### [EXERCISE INPUT]

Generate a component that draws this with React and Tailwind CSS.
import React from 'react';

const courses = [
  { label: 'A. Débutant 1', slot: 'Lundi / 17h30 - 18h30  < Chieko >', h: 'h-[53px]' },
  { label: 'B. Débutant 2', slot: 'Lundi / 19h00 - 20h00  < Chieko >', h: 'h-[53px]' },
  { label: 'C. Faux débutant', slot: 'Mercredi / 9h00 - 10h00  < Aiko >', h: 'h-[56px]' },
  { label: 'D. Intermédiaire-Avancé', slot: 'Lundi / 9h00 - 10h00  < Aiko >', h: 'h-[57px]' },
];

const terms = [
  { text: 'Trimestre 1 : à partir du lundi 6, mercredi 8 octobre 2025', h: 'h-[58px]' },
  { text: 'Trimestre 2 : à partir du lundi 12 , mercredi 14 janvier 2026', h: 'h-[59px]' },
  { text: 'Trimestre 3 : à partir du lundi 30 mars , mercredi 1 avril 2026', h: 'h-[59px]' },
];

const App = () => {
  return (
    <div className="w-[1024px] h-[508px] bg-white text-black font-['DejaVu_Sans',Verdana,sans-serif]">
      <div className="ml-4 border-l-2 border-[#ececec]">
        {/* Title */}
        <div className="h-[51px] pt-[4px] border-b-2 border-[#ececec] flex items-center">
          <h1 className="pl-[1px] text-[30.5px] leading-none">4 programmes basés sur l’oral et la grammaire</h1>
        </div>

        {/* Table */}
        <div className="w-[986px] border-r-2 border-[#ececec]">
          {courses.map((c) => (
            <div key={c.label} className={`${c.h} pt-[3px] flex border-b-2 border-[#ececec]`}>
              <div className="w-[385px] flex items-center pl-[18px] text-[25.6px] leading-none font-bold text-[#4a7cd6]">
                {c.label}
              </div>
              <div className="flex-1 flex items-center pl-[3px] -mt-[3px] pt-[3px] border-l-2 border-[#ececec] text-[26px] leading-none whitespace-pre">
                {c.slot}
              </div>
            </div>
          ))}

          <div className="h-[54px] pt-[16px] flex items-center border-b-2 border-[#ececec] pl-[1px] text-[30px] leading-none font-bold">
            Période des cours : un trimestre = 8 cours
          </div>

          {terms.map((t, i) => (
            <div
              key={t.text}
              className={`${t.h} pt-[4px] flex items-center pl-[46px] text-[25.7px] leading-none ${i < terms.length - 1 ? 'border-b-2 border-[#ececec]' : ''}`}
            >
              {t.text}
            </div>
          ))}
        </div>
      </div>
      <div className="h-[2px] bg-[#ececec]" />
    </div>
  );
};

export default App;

* * *

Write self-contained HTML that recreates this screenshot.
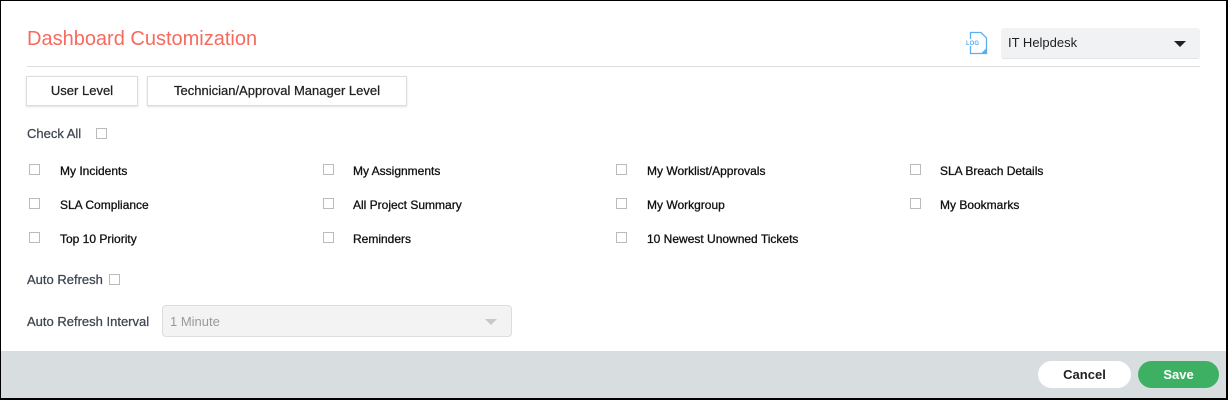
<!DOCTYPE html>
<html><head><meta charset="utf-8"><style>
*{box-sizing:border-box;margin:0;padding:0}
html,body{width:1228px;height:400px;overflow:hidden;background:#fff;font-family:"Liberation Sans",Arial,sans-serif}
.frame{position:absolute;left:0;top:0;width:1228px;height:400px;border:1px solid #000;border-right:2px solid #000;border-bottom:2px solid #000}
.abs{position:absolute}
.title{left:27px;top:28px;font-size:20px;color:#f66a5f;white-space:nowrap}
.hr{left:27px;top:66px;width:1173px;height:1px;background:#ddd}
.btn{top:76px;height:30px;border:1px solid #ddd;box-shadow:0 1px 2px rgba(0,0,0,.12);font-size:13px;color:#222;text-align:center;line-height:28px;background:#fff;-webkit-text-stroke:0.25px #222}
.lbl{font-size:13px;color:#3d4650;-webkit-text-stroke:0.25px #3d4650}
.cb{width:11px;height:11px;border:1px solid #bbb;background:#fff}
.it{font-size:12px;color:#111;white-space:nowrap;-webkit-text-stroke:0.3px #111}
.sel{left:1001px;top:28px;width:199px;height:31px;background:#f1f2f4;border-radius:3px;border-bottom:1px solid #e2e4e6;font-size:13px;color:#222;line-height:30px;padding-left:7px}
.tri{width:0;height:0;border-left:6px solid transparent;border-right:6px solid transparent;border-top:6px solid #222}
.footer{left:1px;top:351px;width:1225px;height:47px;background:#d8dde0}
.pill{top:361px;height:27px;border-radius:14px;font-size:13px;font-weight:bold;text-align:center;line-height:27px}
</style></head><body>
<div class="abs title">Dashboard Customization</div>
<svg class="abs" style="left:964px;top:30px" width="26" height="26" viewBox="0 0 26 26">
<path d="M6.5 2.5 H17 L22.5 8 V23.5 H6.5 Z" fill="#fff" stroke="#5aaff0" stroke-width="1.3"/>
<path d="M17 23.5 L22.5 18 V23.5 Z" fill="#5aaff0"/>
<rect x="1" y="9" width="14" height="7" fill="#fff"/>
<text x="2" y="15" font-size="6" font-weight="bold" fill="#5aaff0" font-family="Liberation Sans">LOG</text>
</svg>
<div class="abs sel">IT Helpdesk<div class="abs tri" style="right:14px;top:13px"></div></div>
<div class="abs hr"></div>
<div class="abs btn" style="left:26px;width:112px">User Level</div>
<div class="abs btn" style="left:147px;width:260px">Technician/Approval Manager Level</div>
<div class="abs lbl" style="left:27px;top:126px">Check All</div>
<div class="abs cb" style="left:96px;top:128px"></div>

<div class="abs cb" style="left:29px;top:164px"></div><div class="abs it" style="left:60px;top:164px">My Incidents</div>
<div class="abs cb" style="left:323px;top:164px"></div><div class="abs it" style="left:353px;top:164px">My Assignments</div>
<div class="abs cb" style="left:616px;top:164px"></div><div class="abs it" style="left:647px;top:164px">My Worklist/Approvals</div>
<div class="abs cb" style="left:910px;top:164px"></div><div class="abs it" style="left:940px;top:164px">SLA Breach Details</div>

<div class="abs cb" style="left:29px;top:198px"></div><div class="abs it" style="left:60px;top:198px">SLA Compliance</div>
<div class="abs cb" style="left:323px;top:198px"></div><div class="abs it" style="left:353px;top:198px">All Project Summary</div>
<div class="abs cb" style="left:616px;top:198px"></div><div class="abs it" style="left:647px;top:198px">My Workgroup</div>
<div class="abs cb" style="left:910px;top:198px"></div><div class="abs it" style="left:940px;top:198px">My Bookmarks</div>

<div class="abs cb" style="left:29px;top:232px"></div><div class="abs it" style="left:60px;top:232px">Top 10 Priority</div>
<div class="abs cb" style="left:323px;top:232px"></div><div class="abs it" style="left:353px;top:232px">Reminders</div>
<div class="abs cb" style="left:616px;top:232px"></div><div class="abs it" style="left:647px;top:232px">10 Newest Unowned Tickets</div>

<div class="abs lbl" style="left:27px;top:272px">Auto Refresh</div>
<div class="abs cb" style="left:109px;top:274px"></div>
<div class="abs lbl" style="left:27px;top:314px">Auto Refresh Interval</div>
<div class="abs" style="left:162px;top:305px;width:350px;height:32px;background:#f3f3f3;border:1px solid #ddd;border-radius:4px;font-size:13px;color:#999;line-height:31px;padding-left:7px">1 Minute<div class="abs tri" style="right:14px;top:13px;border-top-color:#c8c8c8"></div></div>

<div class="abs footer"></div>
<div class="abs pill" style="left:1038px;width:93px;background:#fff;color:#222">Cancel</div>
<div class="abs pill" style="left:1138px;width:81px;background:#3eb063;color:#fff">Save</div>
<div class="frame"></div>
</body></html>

### [AIM OF THE TASK]
Extract each line from the entries above that contains the string "this".

### [FINAL RESULT]
Generate a component that draws this with React and Tailwind CSS.
Write self-contained HTML that recreates this screenshot.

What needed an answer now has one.